The card deliberately does not say — the mountains are unlabeled, and that is honest. What it identifies is the shape of the lack: the eight cups represent achievements and comforts that answered every question except the one that matters to you now, often meaning, depth, purpose, or a self that got postponed. Most people who live this card discover the object of the search en route rather than before departure. The leaving clarifies what the staying obscured.

The Eight of Cups exists to answer exactly this guilt, and its answer is no — with conditions.

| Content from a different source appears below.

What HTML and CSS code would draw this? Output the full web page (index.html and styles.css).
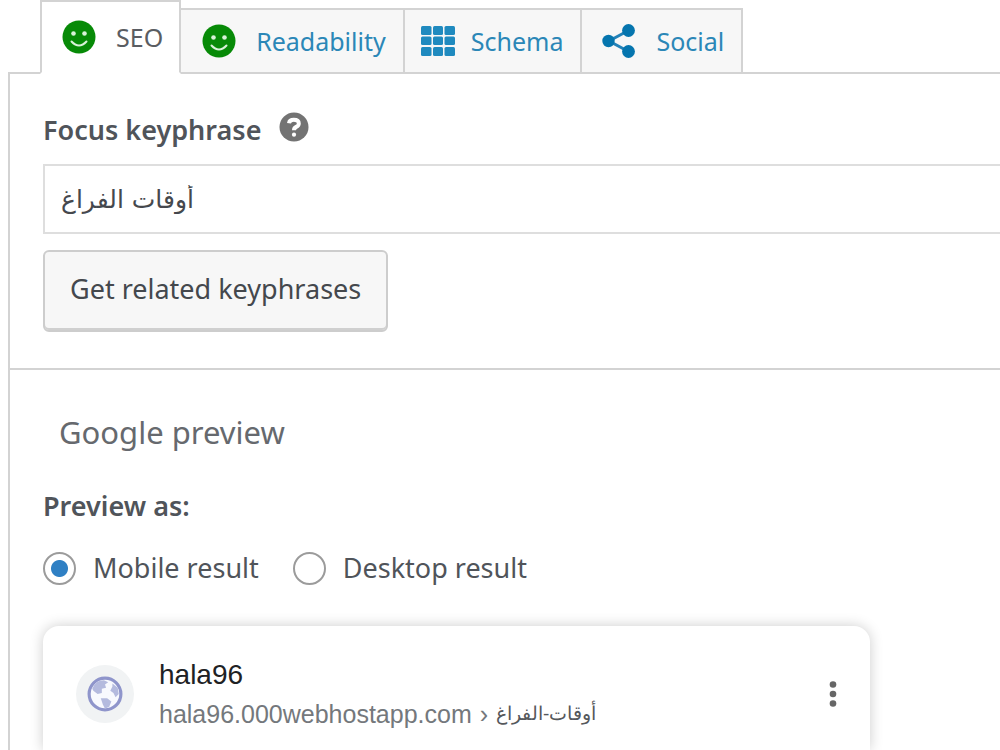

Leaving the unbroken is legitimate when you have given fair effort, when you leave cleanly rather than sabotaging first to justify the exit, and when the pull is toward something rather than merely away from discomfort. 'It wasn't bad' is not the same as 'it was enough.' You are allowed to want depth that the perfectly acceptable arrangement cannot provide.

The image shows the moon with a face turned down toward the departing figure, drawn against a darkened sun disc — commonly read as an eclipse, a moment when the usual light is covered and a rarer one governs. Symbolically it suits the card: departures like this happen by inner light rather than public daylight, and rarely at moments the calendar calls convenient. The eclipse also hints these windows are periodic. When one opens and you keep the boots off, expect the ache to return at the next one.

Both are departures, but the leaving differs in agency and weather. The Six of Swords is passage away from difficulty — often assisted, often necessary, the ferry out of rough water toward calmer. The Eight of Cups leaves calm water on purpose: nothing is chasing the figure; he abandons comfort itself in search of depth. Six of Swords answers 'I must go'; Eight of Cups answers 'I have outgrown this.' The Six escapes. The Eight quests.